Le cas d'André Markeson, trouvé mort dans sa cellule au lendemain de son arrestation en avril 2011, inquiète également la SDH. L'homme a été arrêté peu de temps après qu'une voiture de police eut été la cible de coups de feu dans le dangereux quartier de Cité Soleil. Les policiers ont affirmé que l'homme a été battu par un codétenu qui avait réussi à prendre la fuite. Cette version a été jugée peu crédible. Le corps du défunt portait de nombreuses ecchymoses, indiquant qu'il avait été battu à coups de pierres et de barres de fer. De plus, le codétenu incriminé par les policiers aurait plutôt été libéré après avoir versé une importante somme au responsable du commissariat.

Dans un autre cas, un policier aurait décidé de se faire justice après avoir vu sa voiture endommagée lors d'une dispute entre deux personnes en octobre 2010. Des témoins ont vu l'agent alors en civil ouvrir le feu sur un homme désarmé. Celui-ci, Fritz Fernicien, a réussi à s'enfuir, mais s'est retrouvé dans un cul-de-sac où le policier l'a abattu de plusieurs projectiles à bout portant, selon le récit de plusieurs témoins rencontrés par la SDH. Son corps portait cinq plaies par balle, dont deux à la nuque, a constaté un juge de paix haïtien.

Une enquête a été ouverte trois mois plus tard et le policier suspendu, mais celui-ci a été réintégré alors que l'enquête piétine toujours malgré les nombreux témoins oculaires.
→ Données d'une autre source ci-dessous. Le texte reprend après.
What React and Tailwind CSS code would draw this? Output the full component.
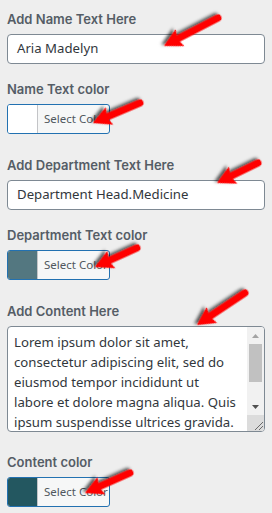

Cette nouvelle sur la pratique d'exécutions et de torture est d'autant plus troublante que le Canada est l'un des principaux responsables de la réforme de la police et du système carcéral haïtiens. Plusieurs policiers canadiens sont d'ailleurs déployés en Haïti pour prêter main-forte aux policiers haïtiens. Il a été impossible hier d'obtenir une réaction du gouvernement canadien ou de la Gendarmerie royale du Canada, responsable du contingent policier à Port-au-Prince.